Friday 23 August 2019

Alleged IRA bomber fails in extradition appeal

‘Comfort letter’: John Downey is fighting extradition. PIC: Collins Courts
‘Comfort letter’: John Downey is fighting extradition. PIC: Collins Courts

Ruaidhrí Giblin

An alleged IRA bomber given a so-called "comfort letter" by former UK prime minister Tony Blair's government has lost his latest challenge aimed at preventing his extradition to Northern Ireland for the 1972 Enniskillen bombing.

Northern Irish authorities are seeking to extradite John Downey (67) to face prosecution for the murder of two British soldiers as well as aiding and abetting the causing of an explosion on August 25, 1972. Ulster Defence Regiment (UDR) soldiers Lance Corporal Alfred Johnston and Private James Eames were killed when a device exploded in a vehicle they were checking in Cherrymount, Enniskillen.

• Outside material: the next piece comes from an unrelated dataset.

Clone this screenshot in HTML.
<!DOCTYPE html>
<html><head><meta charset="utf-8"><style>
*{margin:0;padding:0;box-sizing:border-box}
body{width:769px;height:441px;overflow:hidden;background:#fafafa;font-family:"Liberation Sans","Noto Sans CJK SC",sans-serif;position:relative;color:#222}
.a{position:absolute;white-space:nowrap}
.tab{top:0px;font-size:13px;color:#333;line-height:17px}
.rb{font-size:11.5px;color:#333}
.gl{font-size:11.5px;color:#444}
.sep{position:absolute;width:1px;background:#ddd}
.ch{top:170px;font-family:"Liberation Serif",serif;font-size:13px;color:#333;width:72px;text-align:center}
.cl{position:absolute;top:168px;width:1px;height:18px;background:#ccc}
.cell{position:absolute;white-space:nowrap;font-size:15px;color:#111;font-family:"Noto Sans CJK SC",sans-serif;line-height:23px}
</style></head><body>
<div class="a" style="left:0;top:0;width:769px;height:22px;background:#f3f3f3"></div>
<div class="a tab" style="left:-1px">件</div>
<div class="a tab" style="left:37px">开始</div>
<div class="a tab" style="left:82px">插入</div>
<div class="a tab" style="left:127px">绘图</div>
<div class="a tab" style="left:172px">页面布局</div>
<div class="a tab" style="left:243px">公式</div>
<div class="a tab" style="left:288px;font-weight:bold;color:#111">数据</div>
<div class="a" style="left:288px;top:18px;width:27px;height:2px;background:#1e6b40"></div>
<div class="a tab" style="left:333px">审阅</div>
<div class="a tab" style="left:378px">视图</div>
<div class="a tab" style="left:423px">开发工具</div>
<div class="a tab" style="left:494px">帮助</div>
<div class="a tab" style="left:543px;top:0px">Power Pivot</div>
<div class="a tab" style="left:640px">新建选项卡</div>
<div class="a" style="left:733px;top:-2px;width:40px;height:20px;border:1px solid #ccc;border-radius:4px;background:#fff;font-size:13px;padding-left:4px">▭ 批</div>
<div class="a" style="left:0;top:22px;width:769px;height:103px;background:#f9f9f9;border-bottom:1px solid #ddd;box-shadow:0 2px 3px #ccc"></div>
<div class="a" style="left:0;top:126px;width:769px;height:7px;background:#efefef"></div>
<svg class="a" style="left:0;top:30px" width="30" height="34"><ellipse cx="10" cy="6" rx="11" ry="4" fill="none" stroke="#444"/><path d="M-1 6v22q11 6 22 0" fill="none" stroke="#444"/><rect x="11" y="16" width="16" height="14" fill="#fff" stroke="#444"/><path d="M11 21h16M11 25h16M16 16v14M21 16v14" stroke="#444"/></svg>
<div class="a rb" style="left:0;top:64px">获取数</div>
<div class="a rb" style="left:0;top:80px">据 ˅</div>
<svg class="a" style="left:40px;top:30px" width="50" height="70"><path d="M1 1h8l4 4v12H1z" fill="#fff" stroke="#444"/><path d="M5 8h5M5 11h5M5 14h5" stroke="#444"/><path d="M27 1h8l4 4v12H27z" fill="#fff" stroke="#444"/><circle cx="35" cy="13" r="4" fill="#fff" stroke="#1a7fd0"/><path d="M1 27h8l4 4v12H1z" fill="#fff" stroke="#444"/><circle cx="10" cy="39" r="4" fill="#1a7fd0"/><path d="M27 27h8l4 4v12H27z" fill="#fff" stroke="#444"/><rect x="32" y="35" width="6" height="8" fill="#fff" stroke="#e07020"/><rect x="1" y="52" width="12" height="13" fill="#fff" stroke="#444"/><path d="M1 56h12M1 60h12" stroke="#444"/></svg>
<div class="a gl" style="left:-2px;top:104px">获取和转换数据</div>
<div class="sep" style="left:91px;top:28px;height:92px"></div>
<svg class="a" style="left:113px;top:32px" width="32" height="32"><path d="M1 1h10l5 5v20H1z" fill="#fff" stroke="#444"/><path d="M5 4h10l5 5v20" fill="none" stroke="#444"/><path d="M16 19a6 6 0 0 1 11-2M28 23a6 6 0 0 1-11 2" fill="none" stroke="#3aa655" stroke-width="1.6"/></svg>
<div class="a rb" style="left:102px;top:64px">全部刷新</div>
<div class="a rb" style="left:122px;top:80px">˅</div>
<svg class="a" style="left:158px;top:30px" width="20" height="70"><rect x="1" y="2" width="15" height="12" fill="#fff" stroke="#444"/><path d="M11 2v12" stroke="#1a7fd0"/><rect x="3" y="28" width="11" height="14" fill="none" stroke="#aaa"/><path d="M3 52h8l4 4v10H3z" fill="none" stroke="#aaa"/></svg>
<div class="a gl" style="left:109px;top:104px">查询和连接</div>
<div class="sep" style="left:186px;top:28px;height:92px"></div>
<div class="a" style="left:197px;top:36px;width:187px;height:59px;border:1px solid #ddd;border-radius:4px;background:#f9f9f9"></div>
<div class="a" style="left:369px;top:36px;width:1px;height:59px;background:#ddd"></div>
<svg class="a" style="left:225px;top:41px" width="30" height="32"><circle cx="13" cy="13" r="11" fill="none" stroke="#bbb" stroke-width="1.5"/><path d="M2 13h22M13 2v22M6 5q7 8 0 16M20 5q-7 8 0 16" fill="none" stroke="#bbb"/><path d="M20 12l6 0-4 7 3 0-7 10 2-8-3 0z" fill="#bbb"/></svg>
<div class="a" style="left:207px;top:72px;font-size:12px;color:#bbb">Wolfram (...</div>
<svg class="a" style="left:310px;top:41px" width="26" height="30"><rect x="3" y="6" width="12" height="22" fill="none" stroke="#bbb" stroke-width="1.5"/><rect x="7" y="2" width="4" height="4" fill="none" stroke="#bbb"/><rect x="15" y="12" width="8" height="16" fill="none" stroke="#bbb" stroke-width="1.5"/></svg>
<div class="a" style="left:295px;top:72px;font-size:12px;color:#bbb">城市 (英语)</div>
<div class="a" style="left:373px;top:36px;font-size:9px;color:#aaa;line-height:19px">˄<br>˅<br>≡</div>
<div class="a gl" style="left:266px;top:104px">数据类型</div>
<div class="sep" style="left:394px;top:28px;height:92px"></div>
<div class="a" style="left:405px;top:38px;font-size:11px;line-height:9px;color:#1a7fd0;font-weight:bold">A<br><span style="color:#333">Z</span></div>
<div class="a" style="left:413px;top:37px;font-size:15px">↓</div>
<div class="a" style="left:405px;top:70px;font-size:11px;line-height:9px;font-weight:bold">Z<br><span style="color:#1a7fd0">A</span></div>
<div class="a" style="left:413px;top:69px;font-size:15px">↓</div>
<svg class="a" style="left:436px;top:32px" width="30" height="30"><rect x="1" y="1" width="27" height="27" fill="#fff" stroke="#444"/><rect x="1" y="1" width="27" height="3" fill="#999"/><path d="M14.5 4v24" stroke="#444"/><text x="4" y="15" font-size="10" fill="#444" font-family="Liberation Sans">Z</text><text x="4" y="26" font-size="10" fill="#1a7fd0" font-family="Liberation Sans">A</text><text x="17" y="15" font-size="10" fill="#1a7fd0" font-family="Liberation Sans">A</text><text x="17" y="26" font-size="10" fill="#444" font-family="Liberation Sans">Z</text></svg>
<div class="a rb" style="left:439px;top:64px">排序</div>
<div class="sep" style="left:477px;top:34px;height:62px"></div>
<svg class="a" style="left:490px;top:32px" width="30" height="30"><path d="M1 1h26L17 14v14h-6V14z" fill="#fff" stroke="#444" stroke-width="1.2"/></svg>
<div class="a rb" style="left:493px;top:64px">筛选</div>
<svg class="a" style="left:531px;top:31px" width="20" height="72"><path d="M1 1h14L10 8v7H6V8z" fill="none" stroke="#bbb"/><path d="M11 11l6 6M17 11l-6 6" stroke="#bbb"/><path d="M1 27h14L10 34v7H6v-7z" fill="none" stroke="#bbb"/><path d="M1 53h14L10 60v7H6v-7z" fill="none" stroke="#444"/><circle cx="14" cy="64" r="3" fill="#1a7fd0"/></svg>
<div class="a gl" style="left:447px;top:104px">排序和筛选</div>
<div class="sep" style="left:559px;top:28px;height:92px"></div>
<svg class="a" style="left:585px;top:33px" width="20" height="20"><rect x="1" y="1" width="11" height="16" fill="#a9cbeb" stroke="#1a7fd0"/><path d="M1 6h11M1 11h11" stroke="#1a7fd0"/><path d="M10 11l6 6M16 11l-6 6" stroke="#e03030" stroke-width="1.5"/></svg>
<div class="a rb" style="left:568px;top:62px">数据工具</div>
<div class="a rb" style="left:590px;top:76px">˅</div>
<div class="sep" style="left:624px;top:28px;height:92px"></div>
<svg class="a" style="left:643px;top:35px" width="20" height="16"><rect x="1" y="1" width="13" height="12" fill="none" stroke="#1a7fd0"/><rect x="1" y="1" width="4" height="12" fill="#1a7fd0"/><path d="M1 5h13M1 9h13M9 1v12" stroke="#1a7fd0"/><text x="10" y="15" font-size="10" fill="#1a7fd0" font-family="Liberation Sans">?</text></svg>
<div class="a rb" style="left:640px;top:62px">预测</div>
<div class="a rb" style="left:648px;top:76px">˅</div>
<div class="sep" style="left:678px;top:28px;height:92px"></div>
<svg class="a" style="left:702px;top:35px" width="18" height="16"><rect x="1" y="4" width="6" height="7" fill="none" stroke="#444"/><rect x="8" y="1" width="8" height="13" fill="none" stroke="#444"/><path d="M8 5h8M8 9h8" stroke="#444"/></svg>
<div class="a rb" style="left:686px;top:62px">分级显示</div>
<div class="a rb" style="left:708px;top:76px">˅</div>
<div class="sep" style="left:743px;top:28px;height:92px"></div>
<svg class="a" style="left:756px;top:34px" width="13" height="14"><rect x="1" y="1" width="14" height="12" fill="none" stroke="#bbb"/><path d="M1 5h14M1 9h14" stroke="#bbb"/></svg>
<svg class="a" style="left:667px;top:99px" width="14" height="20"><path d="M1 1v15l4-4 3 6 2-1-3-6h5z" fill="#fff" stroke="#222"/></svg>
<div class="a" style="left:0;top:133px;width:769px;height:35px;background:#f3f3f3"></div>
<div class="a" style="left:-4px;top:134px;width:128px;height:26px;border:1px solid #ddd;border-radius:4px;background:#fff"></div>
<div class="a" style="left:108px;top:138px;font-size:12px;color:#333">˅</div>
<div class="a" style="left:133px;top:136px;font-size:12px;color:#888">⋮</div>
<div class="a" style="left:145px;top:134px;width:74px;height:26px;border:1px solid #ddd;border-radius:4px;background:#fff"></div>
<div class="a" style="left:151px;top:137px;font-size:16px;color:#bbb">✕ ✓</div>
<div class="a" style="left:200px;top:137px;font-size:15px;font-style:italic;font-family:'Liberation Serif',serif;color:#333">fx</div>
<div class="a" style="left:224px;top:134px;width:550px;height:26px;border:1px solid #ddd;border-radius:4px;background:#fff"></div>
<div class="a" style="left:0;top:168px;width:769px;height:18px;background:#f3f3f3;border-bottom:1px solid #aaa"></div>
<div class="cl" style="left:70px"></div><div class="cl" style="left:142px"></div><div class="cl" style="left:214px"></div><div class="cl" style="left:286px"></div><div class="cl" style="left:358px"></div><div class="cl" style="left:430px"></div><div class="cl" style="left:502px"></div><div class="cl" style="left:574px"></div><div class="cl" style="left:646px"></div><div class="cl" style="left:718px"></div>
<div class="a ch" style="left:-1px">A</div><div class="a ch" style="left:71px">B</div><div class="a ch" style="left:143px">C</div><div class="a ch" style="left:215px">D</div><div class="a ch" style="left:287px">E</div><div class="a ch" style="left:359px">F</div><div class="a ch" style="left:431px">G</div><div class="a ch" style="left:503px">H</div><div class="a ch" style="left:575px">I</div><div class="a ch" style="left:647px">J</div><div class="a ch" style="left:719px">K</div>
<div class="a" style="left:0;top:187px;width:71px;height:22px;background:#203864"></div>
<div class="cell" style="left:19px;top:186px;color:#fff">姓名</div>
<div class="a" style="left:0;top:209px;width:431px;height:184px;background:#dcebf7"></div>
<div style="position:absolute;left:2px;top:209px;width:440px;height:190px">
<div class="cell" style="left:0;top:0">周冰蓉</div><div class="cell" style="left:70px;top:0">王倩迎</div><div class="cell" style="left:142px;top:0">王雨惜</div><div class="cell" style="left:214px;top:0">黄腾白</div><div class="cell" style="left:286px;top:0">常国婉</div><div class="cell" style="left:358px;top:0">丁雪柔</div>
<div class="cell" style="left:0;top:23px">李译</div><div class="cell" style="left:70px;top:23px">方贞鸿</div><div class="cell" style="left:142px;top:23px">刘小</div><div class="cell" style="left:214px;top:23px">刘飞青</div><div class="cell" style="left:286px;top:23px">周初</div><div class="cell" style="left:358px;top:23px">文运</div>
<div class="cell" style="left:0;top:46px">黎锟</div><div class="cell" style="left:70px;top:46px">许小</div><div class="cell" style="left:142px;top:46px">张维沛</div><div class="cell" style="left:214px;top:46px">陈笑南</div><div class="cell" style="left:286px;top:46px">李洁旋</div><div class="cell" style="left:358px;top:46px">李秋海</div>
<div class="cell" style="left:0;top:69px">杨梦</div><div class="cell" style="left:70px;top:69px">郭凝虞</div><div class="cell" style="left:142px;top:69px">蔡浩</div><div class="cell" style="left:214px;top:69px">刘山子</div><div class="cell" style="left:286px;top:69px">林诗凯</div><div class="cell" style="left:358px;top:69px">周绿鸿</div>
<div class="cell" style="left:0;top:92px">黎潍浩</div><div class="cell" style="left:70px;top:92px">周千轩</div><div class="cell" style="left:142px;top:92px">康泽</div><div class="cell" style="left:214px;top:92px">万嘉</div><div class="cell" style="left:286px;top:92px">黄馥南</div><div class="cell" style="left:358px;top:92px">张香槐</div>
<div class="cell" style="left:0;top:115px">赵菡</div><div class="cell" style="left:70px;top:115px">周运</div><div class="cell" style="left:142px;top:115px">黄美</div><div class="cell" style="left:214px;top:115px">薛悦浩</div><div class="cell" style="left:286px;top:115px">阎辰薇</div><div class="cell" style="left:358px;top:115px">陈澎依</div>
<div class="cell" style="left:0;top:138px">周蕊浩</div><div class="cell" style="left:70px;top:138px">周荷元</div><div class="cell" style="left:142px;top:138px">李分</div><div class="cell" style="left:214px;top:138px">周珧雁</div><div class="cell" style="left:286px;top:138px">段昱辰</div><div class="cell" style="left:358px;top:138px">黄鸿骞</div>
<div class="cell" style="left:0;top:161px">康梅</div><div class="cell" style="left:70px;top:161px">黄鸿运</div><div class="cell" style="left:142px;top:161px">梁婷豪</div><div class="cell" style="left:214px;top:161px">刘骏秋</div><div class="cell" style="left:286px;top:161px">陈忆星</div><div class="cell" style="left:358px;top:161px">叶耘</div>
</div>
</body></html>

Mr Downey was arrested last November at his home in Creeslough, Co Donegal, on foot of a European arrest warrant.

The High Court in Dublin ordered Mr Downey's extradition in March, and the Court of Appeal upheld that decision yesterday. Mr Downey's lawyers indicated an appeal to the Supreme Court will be made.

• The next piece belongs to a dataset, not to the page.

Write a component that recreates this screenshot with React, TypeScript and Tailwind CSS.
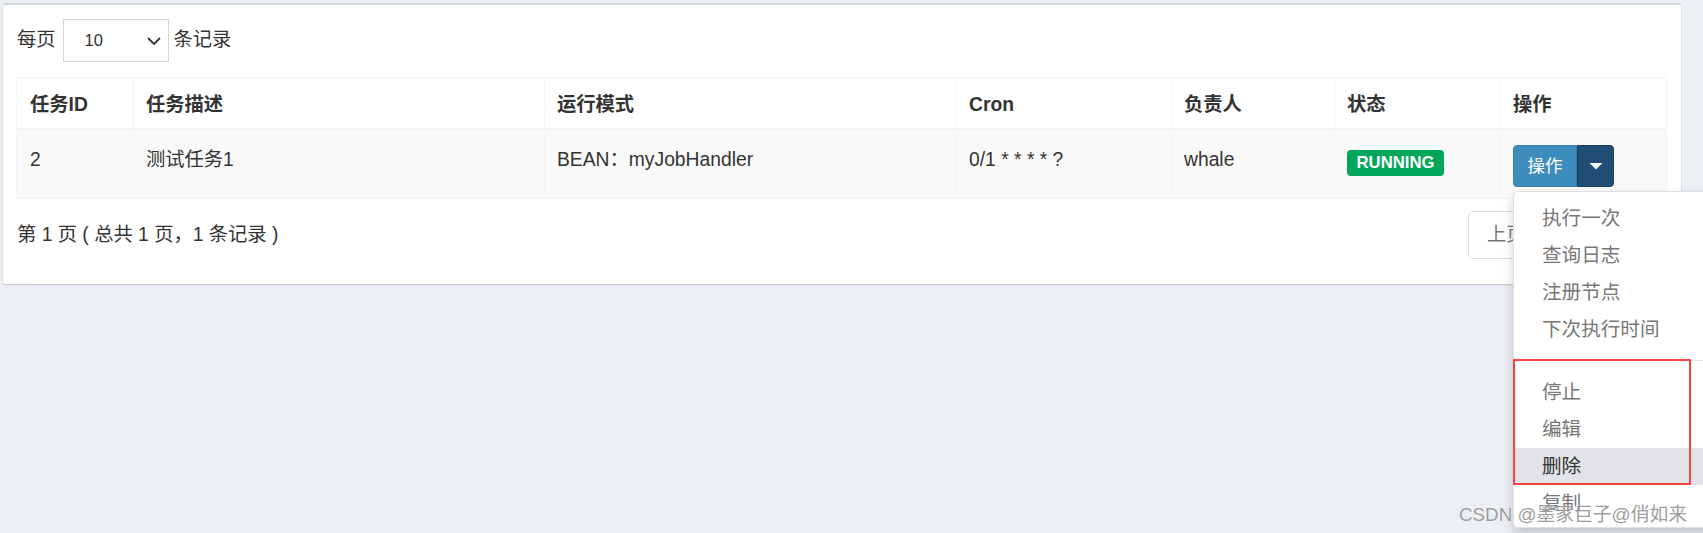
import React from "react";

const cols = "grid grid-cols-[116px_411px_412px_215px_163px_166px_167px]";

export default function App() {
  const items1 = ["执行一次", "查询日志", "注册节点", "下次执行时间"];
  return (
    <div className="relative w-[1703px] h-[533px] overflow-hidden bg-[#ecf0f5] font-['Liberation_Sans','Noto_Sans_CJK_SC',sans-serif] text-[#333]">
      {/* Card */}
      <div className="ml-[3px] mt-[3px] w-[1678px] h-[281px] bg-white rounded-[3px] border-t-2 border-[#d2d6de] shadow-[0_1px_2px_rgba(0,0,0,0.18)] pl-[14px] pr-[14px] pt-[14px]">
        {/* length selector */}
        <div className="flex items-center h-[43px] text-[19.3px]">
          <span>每页</span>
          <div className="ml-[7px] w-[106px] h-[43px] border border-[#d2d6de] flex items-center pl-[21px] pr-[5px]">
            <span className="text-[16.5px]">10</span>
            <svg className="ml-auto mr-[1px]" width="16" height="10" viewBox="0 0 16 10">
              <polyline points="2,2 8,8 14,2" fill="none" stroke="#333" strokeWidth="1.8" />
            </svg>
          </div>
          <span className="ml-[5px]">条记录</span>
        </div>

        {/* table */}
        <div className="mt-[15px] -ml-[1px] w-[1651px] border border-[#f4f4f4] border-b-0">
          <div className={`${cols} border-b-2 border-[#f4f4f4]`}>
            {["任务ID", "任务描述", "运行模式", "Cron", "负责人", "状态", "操作"].map((h, i) => (
              <div
                key={h}
                className={`h-[50px] flex items-center pl-[12px] pt-[4px] font-bold text-[19.3px] ${i > 0 ? "border-l border-[#f4f4f4]" : "pl-[13px]"}`}
              >
                {h}
              </div>
            ))}
          </div>
          <div className={`${cols} bg-[#f9f9f9] border-b border-[#f4f4f4] text-[19.3px]`}>
            <div className="h-[68px] pl-[13px] pt-[16px] leading-[28px]">2</div>
            <div className="h-[68px] pl-[12px] pt-[16px] leading-[28px] border-l border-[#f4f4f4]">测试任务1</div>
            <div className="h-[68px] pl-[12px] pt-[16px] leading-[28px] border-l border-[#f4f4f4]">BEAN：myJobHandler</div>
            <div className="h-[68px] pl-[12px] pt-[16px] leading-[28px] border-l border-[#f4f4f4]">0/1 * * * * ?</div>
            <div className="h-[68px] pl-[12px] pt-[16px] leading-[28px] border-l border-[#f4f4f4]">whale</div>
            <div className="h-[68px] pl-[12px] pt-[18px] border-l border-[#f4f4f4]">
              <span className="inline-flex items-center justify-center w-[97px] h-[26px] rounded-[4px] bg-[#00a65a] text-white font-bold text-[16.7px] leading-none">
                RUNNING
              </span>
            </div>
            <div className="h-[68px] pl-[12px] pt-[15px] border-l border-[#f4f4f4]">
              <div className="flex h-[42px]">
                <div className="w-[64px] h-[42px] bg-[#3c8dbc] border border-[#367fa9] rounded-l-[4px] flex items-center justify-center text-white text-[17.5px]">
                  操作
                </div>
                <div className="w-[37px] h-[42px] bg-[#204d74] border border-[#1a3f60] rounded-r-[4px] flex items-center justify-center">
                  <svg width="14" height="8" viewBox="0 0 14 8">
                    <polygon points="0.5,1 13.5,1 7,7.5" fill="#fff" />
                  </svg>
                </div>
              </div>
            </div>
          </div>
        </div>

        {/* footer */}
        <div className="mt-[12px] flex items-center justify-between w-[1650px] h-[48px]">
          <span className="text-[19.3px] pt-[1px]">第 1 页 ( 总共 1 页，1 条记录 )</span>
          <div className="flex h-[48px] text-[19.3px]">
            <div className="w-[78px] h-[48px] border border-[#ddd] rounded-l-[5px] flex items-center pl-[18px] text-[#777]">上页</div>
            <div className="w-[44px] h-[48px] border border-[#367fa9] bg-[#337ab7] flex items-center justify-center text-white">1</div>
            <div className="w-[77px] h-[48px] border border-[#ddd] rounded-r-[5px] flex items-center justify-center text-[#777]">下页</div>
          </div>
        </div>
      </div>

      {/* dropdown menu */}
      <div className="absolute left-[1513px] top-[191px] w-[210px] h-[337px] bg-white rounded-[5px] border border-[rgba(0,0,0,0.12)] shadow-[0_6px_12px_rgba(0,0,0,0.175)] pt-[8px] text-[19.6px] text-[#777]">
        {items1.map((t) => (
          <div key={t} className="h-[37px] leading-[37px] pl-[28px]">{t}</div>
        ))}
        <div className="mt-[12px] mb-[13px] h-px bg-[#e5e5e5]" />
        <div className="h-[37px] leading-[37px] pl-[28px]">停止</div>
        <div className="h-[37px] leading-[37px] pl-[28px]">编辑</div>
        <div className="h-[37px] leading-[37px] pl-[28px] bg-[#e1e3e9] text-[#333]">删除</div>
        <div className="h-[37px] leading-[37px] pl-[28px]">复制</div>
      </div>

      {/* red annotation box */}
      <div className="absolute left-[1513px] top-[359px] w-[178px] h-[126px] border-2 border-[#ff4040]" />

      {/* watermark */}
      <div className="absolute left-[1459px] top-[502px] text-[18.8px] leading-[26px] text-[rgba(130,130,130,0.8)] [text-shadow:0_0_1px_rgba(255,255,255,0.9)]">
        CSDN @墨家巨子@俏如来
      </div>
    </div>
  );
}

Mr Justice Peart said the prosecution of Mr Downey for the 1982 Hyde Park bombing, in which four soldiers and seven horses were killed, collapsed in February 2014 on the basis it amounted to an abuse of process. Crucial to the finding of an abuse of process in London was a "letter of comfort" dated July 20, 2007.

Mr Justice Peart said the letter, and the finding of an abuse of process in London, was "at the heart" of Mr Downey's contention he shouldn't be extradited. However, for the High Court to refuse surrender on the basis of an abuse of process, Mr Justice Peart said the abuse must exist in the processes of the High Court in Ireland.